The idea rests on a distant star's light skimming off an exoplanet's surface and toward the Earth in a specular, or mirror-like, reflection.
That the reflection would show evidence of water or land-masses was first put forward by Edwin Turner of Princeton University and colleagues in 2001.
Because liquid reflects the light more efficiently than land, the theory goes, the amount reaching Earth would change as land-masses spin into view.
Further theory has shown that light reflected by exoplanets would show signatures of plant life, since the photosynthetic machinery of plants absorbs light of characteristic colours.
But until now, no-one had done the experiment with the closest planet known to harbour life - the Earth.
In the red
Professor Turner worked on the new research with Sally Langford of the University of Melbourne in Australia (who is the paper's the lead author).
They measured the earthshine reflected back towards the Earth from a remote part of Australia using a small telescope and camera.
Three days a month - with the moon as a crescent - she measured the earthshine reflected from the Indian Ocean and then, as the Earth rotated, from the east coast of Africa.
What she found was a clear sign of dimming of the earthshine through the transition; the amount of light reflected was reduced by as much as 23% over an hour of observation.
What is more, the spectrum of the light changed with time; the mirror-like reflection of the ocean was "reddened" as Africa's land and plant life absorbed some of the incident light.
By observing the light skimming off of exoplanets, the team reasons - using future space-based telescope missions such as Nasa's Terrestrial Planet Finder (TPF) or the European Space Agency's Darwin - sudden dimming and reddening would indicate the presence of a land-mass.
"I call it looking for exobeaches, rather than exoplanets," Professor Turner told BBC News.
The method would only be useful if the observed exoplanet rotated more slowly than the telescope observing it needed to get a good fix, and would not provide much information on planets whose land was made up of small islands or archipelagos, Professor Turner said.

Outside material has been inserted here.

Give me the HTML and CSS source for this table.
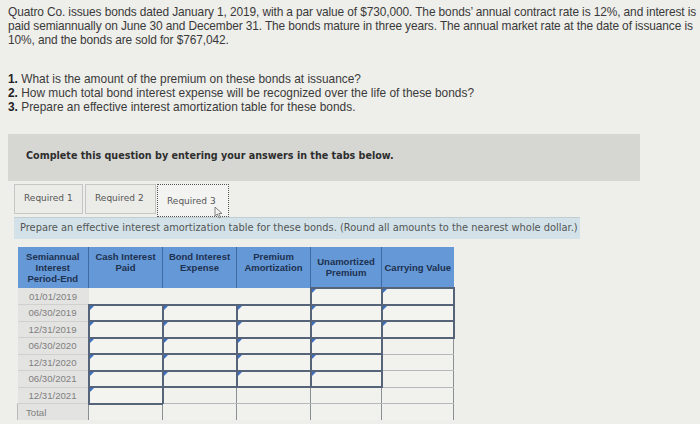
FILE: index.html
```html
<!DOCTYPE html>
<html>
<head>
<meta charset="utf-8">
<link rel="stylesheet" href="styles.css">
</head>
<body>
<div class="page">
  <p class="intro">Quatro Co. issues bonds dated January 1, 2019, with a par value of $730,000. The bonds’ annual contract rate is 12%, and interest is paid semiannually on June 30 and December 31. The bonds mature in three years. The annual market rate at the date of issuance is 10%, and the bonds are sold for $767,042.</p>
  <ol class="questions">
    <li><b>1.</b> What is the amount of the premium on these bonds at issuance?</li>
    <li><b>2.</b> How much total bond interest expense will be recognized over the life of these bonds?</li>
    <li><b>3.</b> Prepare an effective interest amortization table for these bonds.</li>
  </ol>
  <div class="complete">Complete this question by entering your answers in the tabs below.</div>
  <div class="tabs">
    <div class="tab">Required 1</div>
    <div class="tab">Required 2</div>
    <div class="tab active">Required 3<svg class="cursor" width="9" height="13" viewBox="0 0 9 13"><path d="M1 1 L1 10 L3.2 8 L5 12 L6.5 11.3 L4.8 7.5 L8 7.5 Z" fill="#f4f4f2" stroke="#777" stroke-width="0.9" stroke-linejoin="round"/></svg></div>
  </div>
  <div class="instr">Prepare an effective interest amortization table for these bonds. (Round all amounts to the nearest whole dollar.)</div>
  <table class="amort">
    <colgroup>
      <col class="c1"><col class="c2"><col class="c3"><col class="c4"><col class="c5"><col class="c6">
    </colgroup>
    <thead>
      <tr>
        <th>Semiannual<br>Interest<br>Period-End</th>
        <th class="top">Cash Interest<br>Paid</th>
        <th class="top">Bond Interest<br>Expense</th>
        <th class="top">Premium<br>Amortization</th>
        <th>Unamortized<br>Premium</th>
        <th>Carrying Value</th>
      </tr>
    </thead>
    <tbody>
      <tr><td class="date">01/01/2019</td><td class="blank"></td><td class="blank"></td><td class="blank"></td><td class="in"></td><td class="in"></td></tr>
      <tr><td class="date">06/30/2019</td><td class="in"></td><td class="in"></td><td class="in"></td><td class="in"></td><td class="in"></td></tr>
      <tr><td class="date">12/31/2019</td><td class="in"></td><td class="in"></td><td class="in"></td><td class="in"></td><td class="in"></td></tr>
      <tr><td class="date">06/30/2020</td><td class="in"></td><td class="in"></td><td class="in"></td><td class="in"></td><td class="plain"></td></tr>
      <tr><td class="date">12/31/2020</td><td class="in"></td><td class="in"></td><td class="in"></td><td class="in"></td><td class="plain"></td></tr>
      <tr><td class="date">06/30/2021</td><td class="in"></td><td class="in"></td><td class="in"></td><td class="in"></td><td class="plain"></td></tr>
      <tr><td class="date">12/31/2021</td><td class="in"></td><td class="plain"></td><td class="plain"></td><td class="plain"></td><td class="plain"></td></tr>
      <tr class="total"><td class="date tot">Total</td><td class="plain"></td><td class="plain"></td><td class="plain"></td><td class="plain"></td><td class="plain"></td></tr>
    </tbody>
  </table>
</div>
</body>
</html>
```

FILE: styles.css
```css
html, body {
  margin: 0;
  padding: 0;
  background: #eeeeea;
}
.page {
  width: 700px;
  height: 424px;
  overflow: hidden;
  padding: 5px 0 0 8px;
  box-sizing: border-box;
  color: #3a3a3a;
  font-family: "Liberation Sans", Arial, sans-serif;
}
.intro {
  margin: 0;
  width: 690px;
  font-size: 11.9px;
  line-height: 14px;
  letter-spacing: -0.1px;
}
.questions {
  list-style: none;
  margin: 25px 0 0 0;
  padding: 0;
  font-size: 11.9px;
  line-height: 14px;
}
.questions b { color: #222; }
.complete {
  margin-top: 20px;
  width: 632px;
  height: 47px;
  background: #d6d6d3;
  box-sizing: border-box;
  padding: 16px 0 0 18px;
  font-family: "DejaVu Sans", Verdana, sans-serif;
  font-weight: bold;
  font-size: 9.6px;
  color: #2e2e2e;
}
.tabs {
  display: flex;
  align-items: flex-start;
  margin: 3px 0 0 6px;
  height: 32px;
}
.tab {
  height: 30px;
  box-sizing: border-box;
  border: 1px solid #c6c6c4;
  background: #ebebe8;
  padding: 8px 0 0 9px;
  font-family: "DejaVu Sans", Verdana, sans-serif;
  font-size: 9px;
  color: #555;
}
.tab:nth-child(1) { width: 69px; }
.tab:nth-child(2) { width: 71px; margin-left: 2px; }
.tab.active {
  position: relative;
  width: 72px;
  height: 33px;
  margin-left: 1px;
  border: 1px dotted #555;
  background: #f3f3f1;
  padding-top: 11px;
}
.cursor {
  position: absolute;
  left: 56px;
  top: 21px;
}
.instr {
  margin: 1px 0 0 6px;
  width: 566px;
  height: 22px;
  background: #d2e2e8;
  border-top: 1px solid #c0cdd2;
  box-sizing: border-box;
  padding: 4px 0 0 6px;
  font-family: "DejaVu Sans", Verdana, sans-serif;
  font-size: 9.85px;
  color: #555;
  white-space: nowrap;
}
.amort {
  margin: 8px 0 0 9px;
  border-collapse: collapse;
  table-layout: fixed;
  width: 436px;
  font-family: "Liberation Sans", Arial, sans-serif;
}
.c1 { width: 71px; }
.c2 { width: 74px; }
.c3 { width: 74px; }
.c4 { width: 74px; }
.c5 { width: 71px; }
.c6 { width: 72px; }
.amort th {
  background: #6598d6;
  color: #1d3150;
  font-size: 9.5px;
  line-height: 11px;
  font-weight: bold;
  height: 37px;
  padding: 0;
  border-left: 1px solid #3f6aa3;
  text-align: center;
  vertical-align: middle;
}
.amort th:first-child { border-left: none; }
.amort th.top { vertical-align: top; padding-top: 4px; }
.amort td {
  height: 16.5px;
  padding: 0;
  box-sizing: border-box;
  position: relative;
}
.amort td.date {
  background: #e3e3e1;
  color: #808080;
  font-size: 9.6px;
  text-align: center;
  border-bottom: 1px solid #d0d0ce;
}
.amort td.tot {
  text-align: left;
  padding-left: 8px;
  border-bottom: none;
  border-left: 1px solid #bbb;
}
.amort td.blank {
  background: #f1f1ee;
}
.amort td.in {
  background: #f3f3f0;
  border: 2px solid #56647a;
}
.amort td.in::before {
  content: "";
  position: absolute;
  left: 0;
  top: 0;
  width: 0;
  height: 0;
  border-top: 4px solid #3a6fc2;
  border-right: 4px solid transparent;
}
.amort td.plain {
  background: #f1f1ee;
  border-left: 1px solid #8a8f96;
  border-right: 1px solid #8a8f96;
  border-bottom: 1px solid #b6b8bb;
}
.amort tr.total td.plain { border-bottom: none; }
```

"Whether we could see this or not depends partly on luck - if the exoplanets are relatively nearby and are bright, if they rotate slowly - and different geometries are more helpful than others. There are many ways the luck factor could help or hurt, but you have to hope you're lucky.
"It's important nevertheless to have information like this because it drives the design of experiments like [TPF and Darwin]. We're just at the beginning of what we hope will be a major, long-term research programme."